--- Instructions for the task ---
Copy all lines below exactly as written. Leave pictures out.

--- Data ---
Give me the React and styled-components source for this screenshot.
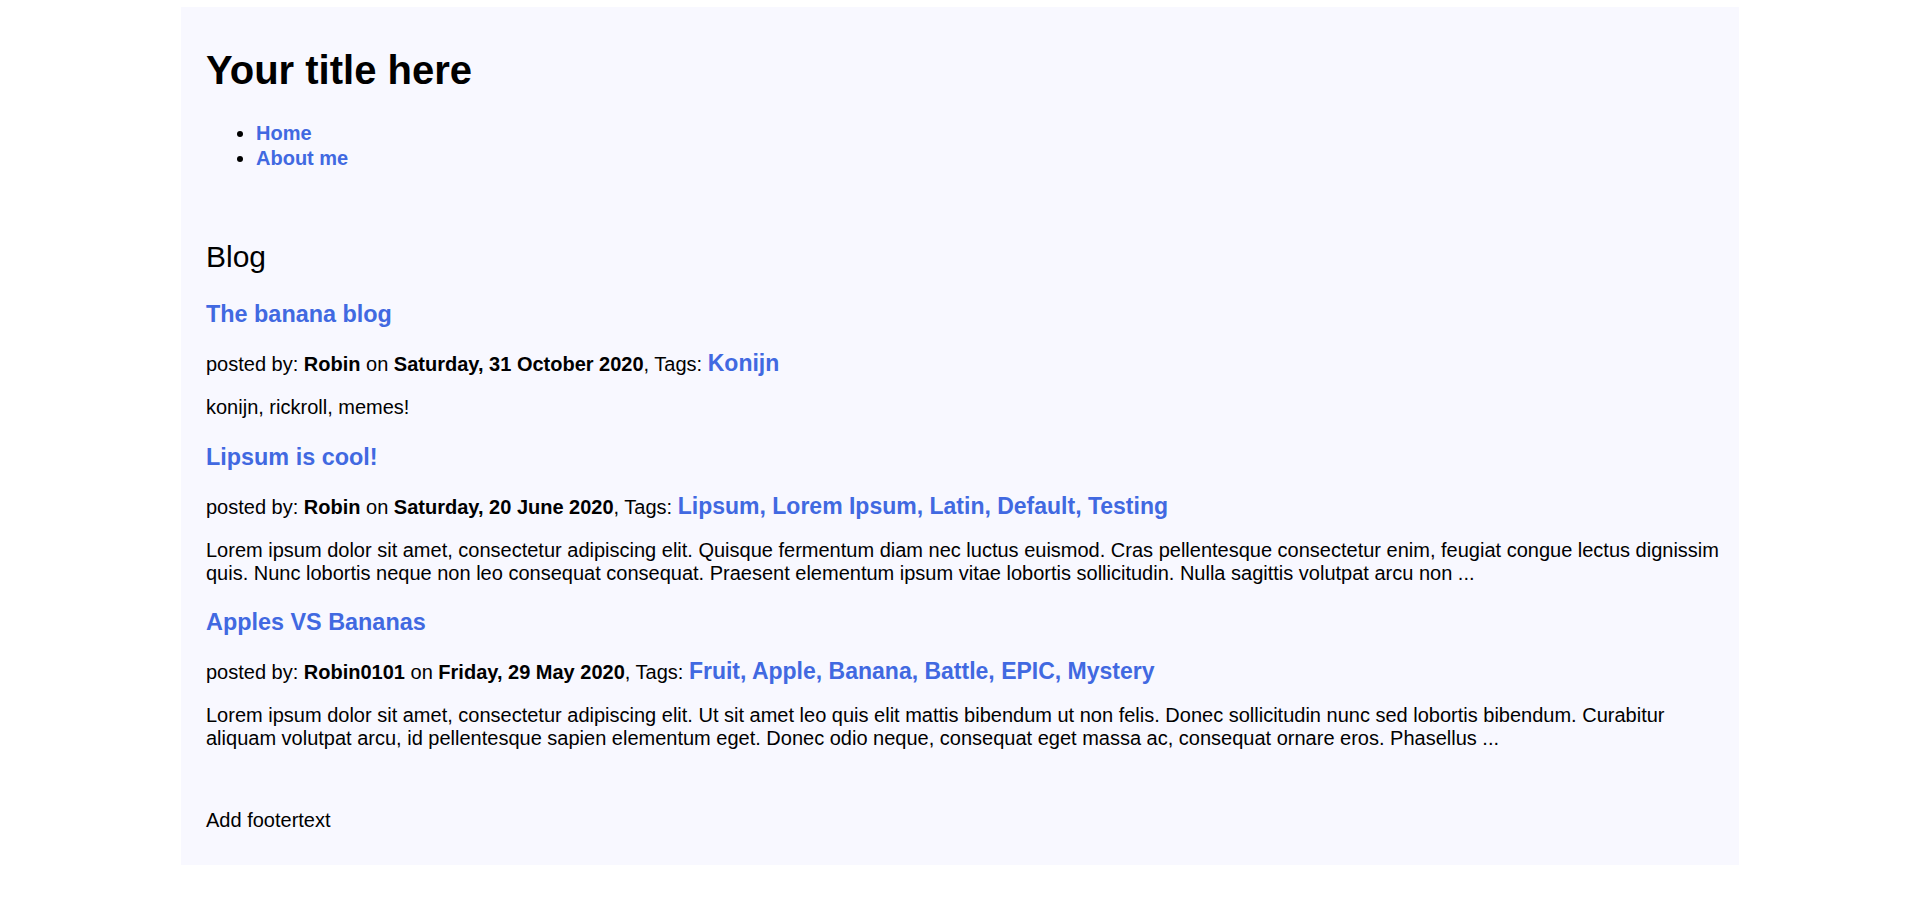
import React from "react";
import styled, { createGlobalStyle } from "styled-components";

const GlobalStyle = createGlobalStyle`
  html, body {
    margin: 0;
    padding: 0;
    background: #ffffff;
  }
  body {
    font-family: "Liberation Sans", Arial, sans-serif;
    font-size: 20px;
    color: #000000;
  }
`;

const Page = styled.div`
  box-sizing: border-box;
  width: 1558px;
  margin: 7px auto 0;
  padding: 12px 15px 13px 25px;
  background: #f8f8ff;
`;

const Header = styled.header`
  padding-bottom: 25px;
`;

const Title = styled.h1`
  font-size: 40px;
  font-weight: bold;
  margin: 28px 0 28px;
  line-height: 46px;
`;

const NavList = styled.ul`
  margin: 0 0 20px;
  padding-left: 50px;
  list-style: disc;
  line-height: 24.5px;
`;

const NavLink = styled.a`
  color: #4169e1;
  font-weight: bold;
  text-decoration: none;
`;

const Main = styled.main``;

const SectionTitle = styled.h2`
  font-size: 30px;
  font-weight: normal;
  margin: 25px 0 27px;
  line-height: 34px;
`;

const Post = styled.article``;

const PostTitle = styled.h3`
  font-size: 23.4px;
  font-weight: bold;
  margin: 24.5px 0 24px;
  line-height: 27px;
`;

const PostLink = styled.a`
  color: #4169e1;
  text-decoration: none;
`;

const Text = styled.p`
  margin: 20px 0;
  line-height: 23px;
`;

const Strong = styled.b`
  font-weight: bold;
`;

const TagLink = styled.a`
  color: #4169e1;
  font-weight: bold;
  font-size: 23px;
  line-height: 23px;
  text-decoration: none;
`;

const Footer = styled.footer`
  padding-top: 19px;
`;

const posts = [
  {
    title: "The banana blog",
    author: "Robin",
    date: "Saturday, 31 October 2020",
    tags: "Konijn",
    body: "konijn, rickroll, memes!",
  },
  {
    title: "Lipsum is cool!",
    author: "Robin",
    date: "Saturday, 20 June 2020",
    tags: "Lipsum, Lorem Ipsum, Latin, Default, Testing",
    body:
      "Lorem ipsum dolor sit amet, consectetur adipiscing elit. Quisque fermentum diam nec luctus euismod. Cras pellentesque consectetur enim, feugiat congue lectus dignissim quis. Nunc lobortis neque non leo consequat consequat. Praesent elementum ipsum vitae lobortis sollicitudin. Nulla sagittis volutpat arcu non ...",
  },
  {
    title: "Apples VS Bananas",
    author: "Robin0101",
    date: "Friday, 29 May 2020",
    tags: "Fruit, Apple, Banana, Battle, EPIC, Mystery",
    body:
      "Lorem ipsum dolor sit amet, consectetur adipiscing elit. Ut sit amet leo quis elit mattis bibendum ut non felis. Donec sollicitudin nunc sed lobortis bibendum. Curabitur aliquam volutpat arcu, id pellentesque sapien elementum eget. Donec odio neque, consequat eget massa ac, consequat ornare eros. Phasellus ...",
  },
];

export default function App() {
  return (
    <>
      <GlobalStyle />
      <Page>
        <Header>
          <Title>Your title here</Title>
          <nav>
            <NavList>
              <li>
                <NavLink href="#">Home</NavLink>
              </li>
              <li>
                <NavLink href="#">About me</NavLink>
              </li>
            </NavList>
          </nav>
        </Header>
        <Main>
          <SectionTitle>Blog</SectionTitle>
          {posts.map((p) => (
            <Post key={p.title}>
              <PostTitle>
                <PostLink href="#">{p.title}</PostLink>
              </PostTitle>
              <Text>
                posted by: <Strong>{p.author}</Strong> on <Strong>{p.date}</Strong>, Tags:{" "}
                <TagLink href="#">{p.tags}</TagLink>
              </Text>
              <Text>{p.body}</Text>
            </Post>
          ))}
        </Main>
        <Footer>
          <Text>Add footertext</Text>
        </Footer>
      </Page>
    </>
  );
}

--- Response to the task ---
Give me the React and styled-components source for this screenshot.
import React from "react";
import styled, { createGlobalStyle } from "styled-components";

const GlobalStyle = createGlobalStyle`
  html, body {
    margin: 0;
    padding: 0;
    background: #ffffff;
  }
  body {
    font-family: "Liberation Sans", Arial, sans-serif;
    font-size: 20px;
    color: #000000;
  }
`;

const Page = styled.div`
  box-sizing: border-box;
  width: 1558px;
  margin: 7px auto 0;
  padding: 12px 15px 13px 25px;
  background: #f8f8ff;
`;

const Header = styled.header`
  padding-bottom: 25px;
`;

const Title = styled.h1`
  font-size: 40px;
  font-weight: bold;
  margin: 28px 0 28px;
  line-height: 46px;
`;

const NavList = styled.ul`
  margin: 0 0 20px;
  padding-left: 50px;
  list-style: disc;
  line-height: 24.5px;
`;

const NavLink = styled.a`
  color: #4169e1;
  font-weight: bold;
  text-decoration: none;
`;

const Main = styled.main``;

const SectionTitle = styled.h2`
  font-size: 30px;
  font-weight: normal;
  margin: 25px 0 27px;
  line-height: 34px;
`;

const Post = styled.article``;

const PostTitle = styled.h3`
  font-size: 23.4px;
  font-weight: bold;
  margin: 24.5px 0 24px;
  line-height: 27px;
`;

const PostLink = styled.a`
  color: #4169e1;
  text-decoration: none;
`;

const Text = styled.p`
  margin: 20px 0;
  line-height: 23px;
`;

const Strong = styled.b`
  font-weight: bold;
`;

const TagLink = styled.a`
  color: #4169e1;
  font-weight: bold;
  font-size: 23px;
  line-height: 23px;
  text-decoration: none;
`;

const Footer = styled.footer`
  padding-top: 19px;
`;

const posts = [
  {
    title: "The banana blog",
    author: "Robin",
    date: "Saturday, 31 October 2020",
    tags: "Konijn",
    body: "konijn, rickroll, memes!",
  },
  {
    title: "Lipsum is cool!",
    author: "Robin",
    date: "Saturday, 20 June 2020",
    tags: "Lipsum, Lorem Ipsum, Latin, Default, Testing",
    body:
      "Lorem ipsum dolor sit amet, consectetur adipiscing elit. Quisque fermentum diam nec luctus euismod. Cras pellentesque consectetur enim, feugiat congue lectus dignissim quis. Nunc lobortis neque non leo consequat consequat. Praesent elementum ipsum vitae lobortis sollicitudin. Nulla sagittis volutpat arcu non ...",
  },
  {
    title: "Apples VS Bananas",
    author: "Robin0101",
    date: "Friday, 29 May 2020",
    tags: "Fruit, Apple, Banana, Battle, EPIC, Mystery",
    body:
      "Lorem ipsum dolor sit amet, consectetur adipiscing elit. Ut sit amet leo quis elit mattis bibendum ut non felis. Donec sollicitudin nunc sed lobortis bibendum. Curabitur aliquam volutpat arcu, id pellentesque sapien elementum eget. Donec odio neque, consequat eget massa ac, consequat ornare eros. Phasellus ...",
  },
];

export default function App() {
  return (
    <>
      <GlobalStyle />
      <Page>
        <Header>
          <Title>Your title here</Title>
          <nav>
            <NavList>
              <li>
                <NavLink href="#">Home</NavLink>
              </li>
              <li>
                <NavLink href="#">About me</NavLink>
              </li>
            </NavList>
          </nav>
        </Header>
        <Main>
          <SectionTitle>Blog</SectionTitle>
          {posts.map((p) => (
            <Post key={p.title}>
              <PostTitle>
                <PostLink href="#">{p.title}</PostLink>
              </PostTitle>
              <Text>
                posted by: <Strong>{p.author}</Strong> on <Strong>{p.date}</Strong>, Tags:{" "}
                <TagLink href="#">{p.tags}</TagLink>
              </Text>
              <Text>{p.body}</Text>
            </Post>
          ))}
        </Main>
        <Footer>
          <Text>Add footertext</Text>
        </Footer>
      </Page>
    </>
  );
}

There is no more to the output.